**Task description**
Transcribe the entries exactly; images are not part of the copy.

(Front-end source files)
++++++++++

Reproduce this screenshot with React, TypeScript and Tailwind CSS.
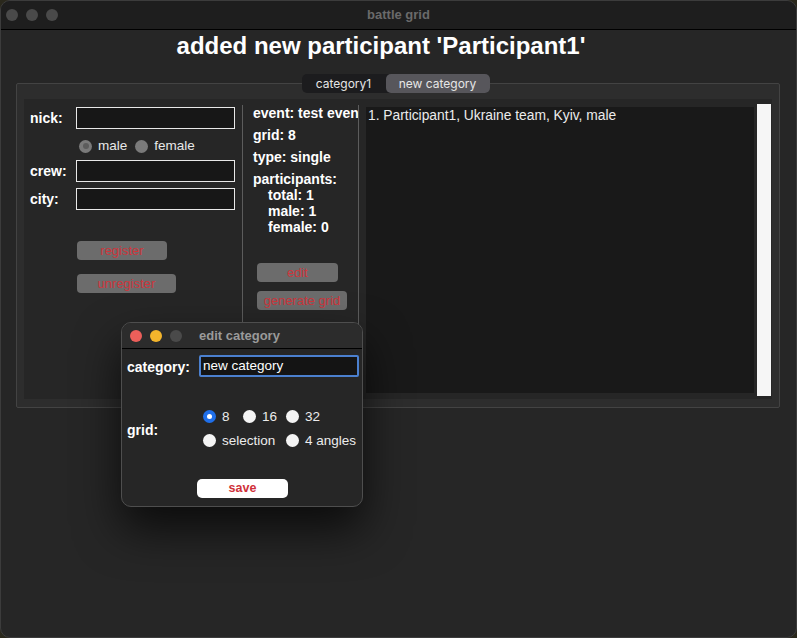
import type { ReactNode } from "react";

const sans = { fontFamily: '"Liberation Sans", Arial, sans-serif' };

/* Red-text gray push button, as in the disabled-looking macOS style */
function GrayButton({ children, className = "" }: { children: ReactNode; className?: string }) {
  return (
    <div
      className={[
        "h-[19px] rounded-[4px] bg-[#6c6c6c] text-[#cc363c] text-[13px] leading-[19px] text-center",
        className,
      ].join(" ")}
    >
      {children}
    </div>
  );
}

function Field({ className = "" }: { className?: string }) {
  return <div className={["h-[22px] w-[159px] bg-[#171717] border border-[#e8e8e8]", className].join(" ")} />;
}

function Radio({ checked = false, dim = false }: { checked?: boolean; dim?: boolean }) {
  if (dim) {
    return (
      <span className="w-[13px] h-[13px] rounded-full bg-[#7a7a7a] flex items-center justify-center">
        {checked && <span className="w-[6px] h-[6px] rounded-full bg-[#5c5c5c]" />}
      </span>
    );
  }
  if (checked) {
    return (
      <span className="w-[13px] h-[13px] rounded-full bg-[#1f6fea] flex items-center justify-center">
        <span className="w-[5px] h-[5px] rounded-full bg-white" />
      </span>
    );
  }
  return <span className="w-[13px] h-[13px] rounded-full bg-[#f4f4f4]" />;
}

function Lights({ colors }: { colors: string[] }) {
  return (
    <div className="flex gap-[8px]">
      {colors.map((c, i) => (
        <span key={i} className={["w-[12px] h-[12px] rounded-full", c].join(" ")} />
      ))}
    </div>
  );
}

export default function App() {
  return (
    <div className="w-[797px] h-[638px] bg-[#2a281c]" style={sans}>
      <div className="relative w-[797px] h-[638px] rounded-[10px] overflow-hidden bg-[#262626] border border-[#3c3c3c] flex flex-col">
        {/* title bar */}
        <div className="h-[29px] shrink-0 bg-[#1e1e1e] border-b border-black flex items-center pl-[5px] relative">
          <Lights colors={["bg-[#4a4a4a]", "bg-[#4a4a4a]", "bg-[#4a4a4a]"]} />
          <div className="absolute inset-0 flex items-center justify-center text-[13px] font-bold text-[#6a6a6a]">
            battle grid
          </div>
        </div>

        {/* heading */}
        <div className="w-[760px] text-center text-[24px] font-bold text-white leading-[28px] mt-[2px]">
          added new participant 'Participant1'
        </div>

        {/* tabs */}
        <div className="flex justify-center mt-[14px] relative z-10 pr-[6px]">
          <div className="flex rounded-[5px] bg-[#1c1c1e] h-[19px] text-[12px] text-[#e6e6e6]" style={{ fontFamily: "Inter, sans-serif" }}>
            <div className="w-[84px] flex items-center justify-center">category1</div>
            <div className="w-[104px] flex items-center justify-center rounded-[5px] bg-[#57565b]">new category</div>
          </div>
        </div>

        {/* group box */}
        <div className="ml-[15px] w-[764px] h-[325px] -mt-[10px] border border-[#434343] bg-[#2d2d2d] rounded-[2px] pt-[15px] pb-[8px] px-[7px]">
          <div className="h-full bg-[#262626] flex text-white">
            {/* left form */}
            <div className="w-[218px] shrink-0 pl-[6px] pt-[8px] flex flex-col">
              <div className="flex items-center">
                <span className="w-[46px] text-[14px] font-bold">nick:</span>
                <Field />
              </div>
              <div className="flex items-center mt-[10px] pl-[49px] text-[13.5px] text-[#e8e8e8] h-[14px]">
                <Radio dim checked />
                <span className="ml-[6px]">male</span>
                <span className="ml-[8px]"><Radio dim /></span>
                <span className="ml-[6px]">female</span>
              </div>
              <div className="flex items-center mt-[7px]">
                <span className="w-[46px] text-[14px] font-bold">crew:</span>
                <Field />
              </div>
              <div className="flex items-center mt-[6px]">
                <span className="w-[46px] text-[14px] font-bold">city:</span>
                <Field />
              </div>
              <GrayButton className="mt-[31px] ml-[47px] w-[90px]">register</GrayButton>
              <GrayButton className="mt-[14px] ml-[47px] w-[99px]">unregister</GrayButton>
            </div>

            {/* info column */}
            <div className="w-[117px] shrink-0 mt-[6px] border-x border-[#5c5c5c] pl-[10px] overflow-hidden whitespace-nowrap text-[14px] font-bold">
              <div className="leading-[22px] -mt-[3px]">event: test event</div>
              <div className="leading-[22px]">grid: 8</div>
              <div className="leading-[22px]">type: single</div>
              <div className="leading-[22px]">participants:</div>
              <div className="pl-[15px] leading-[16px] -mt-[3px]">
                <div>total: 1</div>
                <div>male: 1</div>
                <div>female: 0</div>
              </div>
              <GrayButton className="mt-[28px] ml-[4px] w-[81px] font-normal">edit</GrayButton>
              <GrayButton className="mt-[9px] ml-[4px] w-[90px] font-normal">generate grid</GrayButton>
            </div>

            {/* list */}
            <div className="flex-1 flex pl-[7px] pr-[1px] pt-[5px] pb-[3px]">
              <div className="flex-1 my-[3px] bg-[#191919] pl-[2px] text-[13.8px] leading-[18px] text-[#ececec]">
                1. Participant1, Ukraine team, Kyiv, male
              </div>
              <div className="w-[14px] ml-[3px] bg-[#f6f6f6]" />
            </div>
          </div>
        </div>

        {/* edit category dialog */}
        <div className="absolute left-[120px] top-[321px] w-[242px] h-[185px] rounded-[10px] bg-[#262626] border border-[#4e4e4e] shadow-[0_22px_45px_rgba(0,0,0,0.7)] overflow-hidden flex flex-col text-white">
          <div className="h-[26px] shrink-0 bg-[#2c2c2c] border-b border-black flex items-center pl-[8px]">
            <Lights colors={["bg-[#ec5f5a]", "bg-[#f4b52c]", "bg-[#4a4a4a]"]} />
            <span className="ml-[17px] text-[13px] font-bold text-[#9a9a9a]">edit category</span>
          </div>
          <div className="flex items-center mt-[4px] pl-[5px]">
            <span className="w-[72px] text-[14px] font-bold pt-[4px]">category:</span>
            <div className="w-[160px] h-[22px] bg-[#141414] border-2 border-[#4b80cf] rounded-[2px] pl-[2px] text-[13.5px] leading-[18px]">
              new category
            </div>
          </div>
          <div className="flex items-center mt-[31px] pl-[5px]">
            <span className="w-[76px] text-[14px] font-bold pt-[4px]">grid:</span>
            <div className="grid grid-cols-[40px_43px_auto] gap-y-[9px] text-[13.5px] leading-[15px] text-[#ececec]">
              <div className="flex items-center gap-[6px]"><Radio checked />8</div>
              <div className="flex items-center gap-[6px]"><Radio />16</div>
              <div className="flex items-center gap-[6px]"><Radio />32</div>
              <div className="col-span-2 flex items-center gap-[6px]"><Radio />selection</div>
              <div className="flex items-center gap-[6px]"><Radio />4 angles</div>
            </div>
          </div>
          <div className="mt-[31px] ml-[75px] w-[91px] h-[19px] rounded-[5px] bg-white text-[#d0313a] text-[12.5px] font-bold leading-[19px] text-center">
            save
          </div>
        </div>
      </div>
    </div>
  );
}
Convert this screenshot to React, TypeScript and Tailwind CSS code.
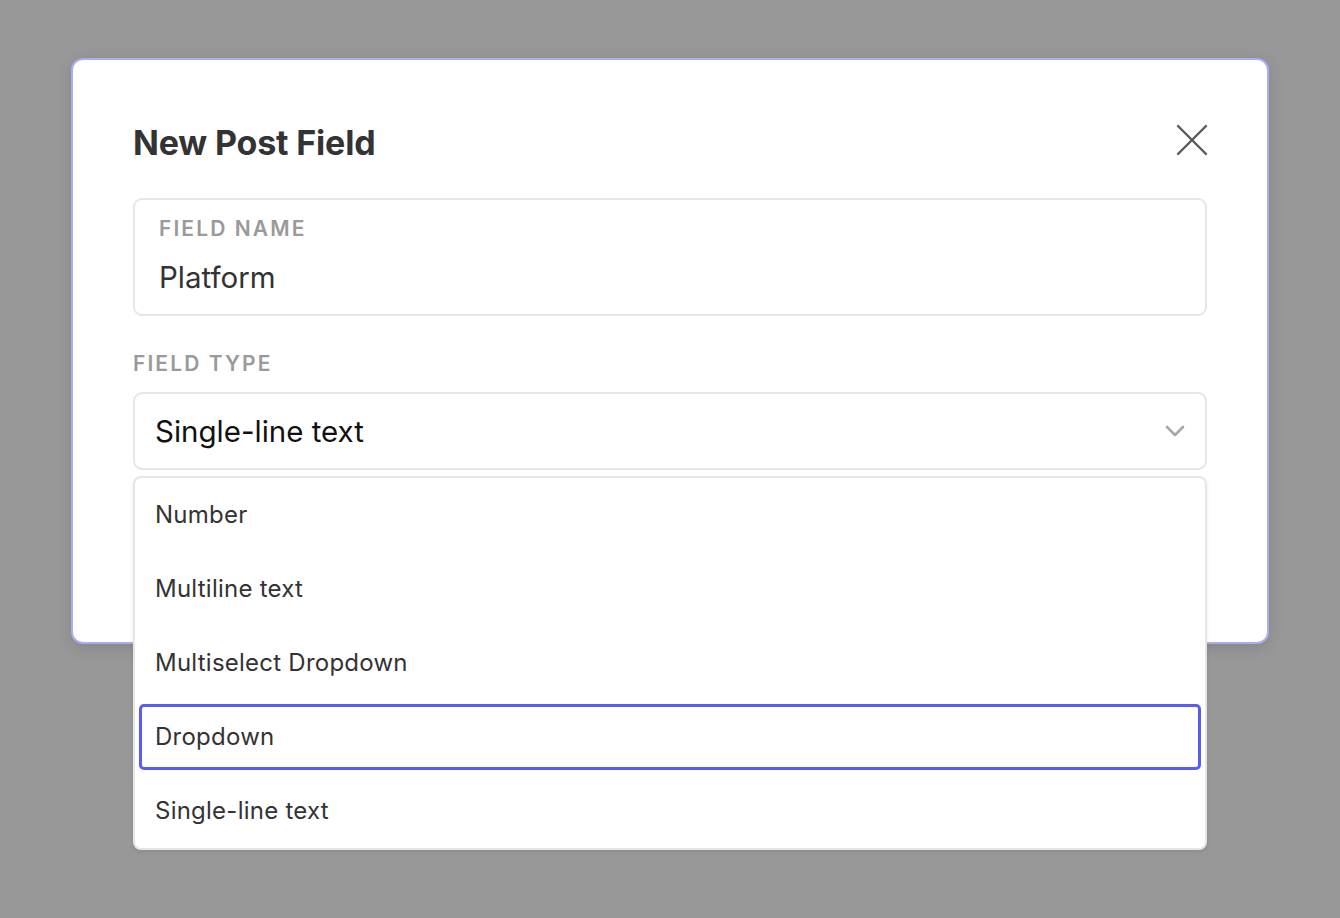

++++++++++

**Exercise solution**
Reproduce this screenshot with React, TypeScript and Tailwind CSS.
import type { ReactNode } from "react";

const sans = { fontFamily: '"Liberation Sans", Arial, sans-serif' };

/* Red-text gray push button, as in the disabled-looking macOS style */
function GrayButton({ children, className = "" }: { children: ReactNode; className?: string }) {
  return (
    <div
      className={[
        "h-[19px] rounded-[4px] bg-[#6c6c6c] text-[#cc363c] text-[13px] leading-[19px] text-center",
        className,
      ].join(" ")}
    >
      {children}
    </div>
  );
}

function Field({ className = "" }: { className?: string }) {
  return <div className={["h-[22px] w-[159px] bg-[#171717] border border-[#e8e8e8]", className].join(" ")} />;
}

function Radio({ checked = false, dim = false }: { checked?: boolean; dim?: boolean }) {
  if (dim) {
    return (
      <span className="w-[13px] h-[13px] rounded-full bg-[#7a7a7a] flex items-center justify-center">
        {checked && <span className="w-[6px] h-[6px] rounded-full bg-[#5c5c5c]" />}
      </span>
    );
  }
  if (checked) {
    return (
      <span className="w-[13px] h-[13px] rounded-full bg-[#1f6fea] flex items-center justify-center">
        <span className="w-[5px] h-[5px] rounded-full bg-white" />
      </span>
    );
  }
  return <span className="w-[13px] h-[13px] rounded-full bg-[#f4f4f4]" />;
}

function Lights({ colors }: { colors: string[] }) {
  return (
    <div className="flex gap-[8px]">
      {colors.map((c, i) => (
        <span key={i} className={["w-[12px] h-[12px] rounded-full", c].join(" ")} />
      ))}
    </div>
  );
}

export default function App() {
  return (
    <div className="w-[797px] h-[638px] bg-[#2a281c]" style={sans}>
      <div className="relative w-[797px] h-[638px] rounded-[10px] overflow-hidden bg-[#262626] border border-[#3c3c3c] flex flex-col">
        {/* title bar */}
        <div className="h-[29px] shrink-0 bg-[#1e1e1e] border-b border-black flex items-center pl-[5px] relative">
          <Lights colors={["bg-[#4a4a4a]", "bg-[#4a4a4a]", "bg-[#4a4a4a]"]} />
          <div className="absolute inset-0 flex items-center justify-center text-[13px] font-bold text-[#6a6a6a]">
            battle grid
          </div>
        </div>

        {/* heading */}
        <div className="w-[760px] text-center text-[24px] font-bold text-white leading-[28px] mt-[2px]">
          added new participant 'Participant1'
        </div>

        {/* tabs */}
        <div className="flex justify-center mt-[14px] relative z-10 pr-[6px]">
          <div className="flex rounded-[5px] bg-[#1c1c1e] h-[19px] text-[12px] text-[#e6e6e6]" style={{ fontFamily: "Inter, sans-serif" }}>
            <div className="w-[84px] flex items-center justify-center">category1</div>
            <div className="w-[104px] flex items-center justify-center rounded-[5px] bg-[#57565b]">new category</div>
          </div>
        </div>

        {/* group box */}
        <div className="ml-[15px] w-[764px] h-[325px] -mt-[10px] border border-[#434343] bg-[#2d2d2d] rounded-[2px] pt-[15px] pb-[8px] px-[7px]">
          <div className="h-full bg-[#262626] flex text-white">
            {/* left form */}
            <div className="w-[218px] shrink-0 pl-[6px] pt-[8px] flex flex-col">
              <div className="flex items-center">
                <span className="w-[46px] text-[14px] font-bold">nick:</span>
                <Field />
              </div>
              <div className="flex items-center mt-[10px] pl-[49px] text-[13.5px] text-[#e8e8e8] h-[14px]">
                <Radio dim checked />
                <span className="ml-[6px]">male</span>
                <span className="ml-[8px]"><Radio dim /></span>
                <span className="ml-[6px]">female</span>
              </div>
              <div className="flex items-center mt-[7px]">
                <span className="w-[46px] text-[14px] font-bold">crew:</span>
                <Field />
              </div>
              <div className="flex items-center mt-[6px]">
                <span className="w-[46px] text-[14px] font-bold">city:</span>
                <Field />
              </div>
              <GrayButton className="mt-[31px] ml-[47px] w-[90px]">register</GrayButton>
              <GrayButton className="mt-[14px] ml-[47px] w-[99px]">unregister</GrayButton>
            </div>

            {/* info column */}
            <div className="w-[117px] shrink-0 mt-[6px] border-x border-[#5c5c5c] pl-[10px] overflow-hidden whitespace-nowrap text-[14px] font-bold">
              <div className="leading-[22px] -mt-[3px]">event: test event</div>
              <div className="leading-[22px]">grid: 8</div>
              <div className="leading-[22px]">type: single</div>
              <div className="leading-[22px]">participants:</div>
              <div className="pl-[15px] leading-[16px] -mt-[3px]">
                <div>total: 1</div>
                <div>male: 1</div>
                <div>female: 0</div>
              </div>
              <GrayButton className="mt-[28px] ml-[4px] w-[81px] font-normal">edit</GrayButton>
              <GrayButton className="mt-[9px] ml-[4px] w-[90px] font-normal">generate grid</GrayButton>
            </div>

            {/* list */}
            <div className="flex-1 flex pl-[7px] pr-[1px] pt-[5px] pb-[3px]">
              <div className="flex-1 my-[3px] bg-[#191919] pl-[2px] text-[13.8px] leading-[18px] text-[#ececec]">
                1. Participant1, Ukraine team, Kyiv, male
              </div>
              <div className="w-[14px] ml-[3px] bg-[#f6f6f6]" />
            </div>
          </div>
        </div>

        {/* edit category dialog */}
        <div className="absolute left-[120px] top-[321px] w-[242px] h-[185px] rounded-[10px] bg-[#262626] border border-[#4e4e4e] shadow-[0_22px_45px_rgba(0,0,0,0.7)] overflow-hidden flex flex-col text-white">
          <div className="h-[26px] shrink-0 bg-[#2c2c2c] border-b border-black flex items-center pl-[8px]">
            <Lights colors={["bg-[#ec5f5a]", "bg-[#f4b52c]", "bg-[#4a4a4a]"]} />
            <span className="ml-[17px] text-[13px] font-bold text-[#9a9a9a]">edit category</span>
          </div>
          <div className="flex items-center mt-[4px] pl-[5px]">
            <span className="w-[72px] text-[14px] font-bold pt-[4px]">category:</span>
            <div className="w-[160px] h-[22px] bg-[#141414] border-2 border-[#4b80cf] rounded-[2px] pl-[2px] text-[13.5px] leading-[18px]">
              new category
            </div>
          </div>
          <div className="flex items-center mt-[31px] pl-[5px]">
            <span className="w-[76px] text-[14px] font-bold pt-[4px]">grid:</span>
            <div className="grid grid-cols-[40px_43px_auto] gap-y-[9px] text-[13.5px] leading-[15px] text-[#ececec]">
              <div className="flex items-center gap-[6px]"><Radio checked />8</div>
              <div className="flex items-center gap-[6px]"><Radio />16</div>
              <div className="flex items-center gap-[6px]"><Radio />32</div>
              <div className="col-span-2 flex items-center gap-[6px]"><Radio />selection</div>
              <div className="flex items-center gap-[6px]"><Radio />4 angles</div>
            </div>
          </div>
          <div className="mt-[31px] ml-[75px] w-[91px] h-[19px] rounded-[5px] bg-white text-[#d0313a] text-[12.5px] font-bold leading-[19px] text-center">
            save
          </div>
        </div>
      </div>
    </div>
  );
}
Convert this screenshot to React, TypeScript and Tailwind CSS code.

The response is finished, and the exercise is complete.